Monday, July 18, 2022

Moscow Moving Cautiously on Legal Arrangements for Annexing Portions of Ukraine Lest They be Used Against Russia, Baymukhametov Says

Paul Goble

            Staunton, June 26 – If Moscow were to adopt a law that would allow it to absorb portions of another country on the basis of a vote by residents of these portions alone and not the agreement of the country of which they are a part or their declaration of independence from that state, such a law could be used against Russia, Sergey Baymukhametov says.

            “Some destructive elements in some subject of the Federation could use these formulations and declare (in violation of the laws of the Russian Federation) a referendum about independence and at the same time about joining let us say Denmark, possibly with the right of internal autonomy like the Faroe Islands and Greenland,” the Russian commentator says.

            That risk, he continues, explains why Moscow has avoided taking any such steps and also why the situation of South Ossetia is very different from Moscow’s point of view than that of the LNR, DNR or other parts of Ukraine (newizv.ru/article/general/20-06-2022/otdelitsya-to-prosto-a-vot-prisoedinitsya-kak-reshit-problemu-separatizma).

            Baymukhametov’s hook for this discussion is Kazakhstan President Kasym-Jomart Tokayev’s recent remark that the integrity of states and the right of nations to self-determination are in conflict. But Tokayev is “not precisely accurate,” he says, given that international law provides a way out of what looks like a complete impasse.

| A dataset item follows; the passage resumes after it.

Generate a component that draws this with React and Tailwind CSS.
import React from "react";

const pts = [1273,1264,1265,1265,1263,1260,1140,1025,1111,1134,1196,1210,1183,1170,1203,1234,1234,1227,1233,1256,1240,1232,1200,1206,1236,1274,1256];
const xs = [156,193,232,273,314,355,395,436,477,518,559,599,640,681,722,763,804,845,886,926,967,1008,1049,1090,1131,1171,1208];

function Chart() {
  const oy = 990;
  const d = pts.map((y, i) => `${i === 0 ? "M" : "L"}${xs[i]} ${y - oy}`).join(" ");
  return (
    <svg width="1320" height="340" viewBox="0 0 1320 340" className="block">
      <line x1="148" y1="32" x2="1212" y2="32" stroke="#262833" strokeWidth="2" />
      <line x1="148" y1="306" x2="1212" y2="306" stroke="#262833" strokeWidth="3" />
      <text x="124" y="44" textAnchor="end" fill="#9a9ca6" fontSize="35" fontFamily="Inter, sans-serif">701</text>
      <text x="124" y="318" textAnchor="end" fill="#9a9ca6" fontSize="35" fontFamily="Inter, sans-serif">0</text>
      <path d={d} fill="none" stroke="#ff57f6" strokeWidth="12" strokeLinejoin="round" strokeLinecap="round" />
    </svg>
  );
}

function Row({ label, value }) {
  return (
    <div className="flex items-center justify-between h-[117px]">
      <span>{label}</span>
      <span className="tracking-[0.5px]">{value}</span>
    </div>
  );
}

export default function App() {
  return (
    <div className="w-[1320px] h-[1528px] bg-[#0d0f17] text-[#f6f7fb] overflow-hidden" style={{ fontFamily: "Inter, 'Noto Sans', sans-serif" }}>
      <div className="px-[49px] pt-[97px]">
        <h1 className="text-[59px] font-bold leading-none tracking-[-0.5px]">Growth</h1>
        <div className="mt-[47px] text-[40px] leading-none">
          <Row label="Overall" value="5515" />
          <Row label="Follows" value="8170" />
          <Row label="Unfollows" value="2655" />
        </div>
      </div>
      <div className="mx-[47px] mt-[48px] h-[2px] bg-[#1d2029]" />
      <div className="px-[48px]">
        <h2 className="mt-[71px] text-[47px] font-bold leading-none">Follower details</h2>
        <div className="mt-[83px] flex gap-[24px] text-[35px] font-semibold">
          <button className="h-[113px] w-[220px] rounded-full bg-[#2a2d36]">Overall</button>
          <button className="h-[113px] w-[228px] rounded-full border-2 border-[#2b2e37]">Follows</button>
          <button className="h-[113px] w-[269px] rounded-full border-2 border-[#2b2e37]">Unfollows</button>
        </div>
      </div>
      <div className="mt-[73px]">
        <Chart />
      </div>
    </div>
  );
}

            After the 2014 referendum in Crimea, many Russian officials and ordinary citizens were furious that the West did not accept that decision of the Crimean people and complained that they were being subject to “double standards.” After all, they said, “why are you recognizing Kosovo but not Crimea?”

            But the two cases are very different. Kosovo, having proclaimed independence, became an independent state and did not plan to join another state. Crimea, in contrast, did not declare its independence but simply voted to shift itself from one state to another, a act that from the point of view of international law is very different.

            Not only international law but Russian law as laid out in the Constitutional law of December 2011 requires that any such transfers be agreed to by the governments of the two countries involved. Because Ukraine was not about to do so, Russia ultimately adopted a different position and insisted others respect it.

            On February 28, 2014, Baymukhametov continues, a measure was proposed in the Duma that specified that when no agreement between the states involved in such a territorial transfer is possible, it is possible “to accept within the Russian Federation part of a foreign state on the basis of a referendum by the residents of that part.”

But when it was recognized how such a declaration might be used against the Russian Federation, he says, this draft bill was “quietly withdrawn” the day after the referendum was held in Crimea. Consequently, Russia did not adopt a legal principle that could be used now in the case of other portions of Ukraine. Any annexation would not rest in Russian law.

Moscow plans to go ahead with referenda in the DNR and LNR and perhaps other portions of Ukraine, but it will be doing so without the legal basis that many assume it has. This will simply be an act arising out of force or requiring that Moscow insist that Ukraine is no longer a state with which the Russian government could reach an agreement.

As to South Ossetia – on legal complexities of its situation, see windowoneurasia2.blogspot.com/2022/07/if-entire-country-becomes-part-of.html – the situation is simpler and more difficult, simpler because South Ossetia has declared itself an independent state but more difficult because Georgia doesn’t recognize this action and Russia wants to maintain its relations with Tbilisi.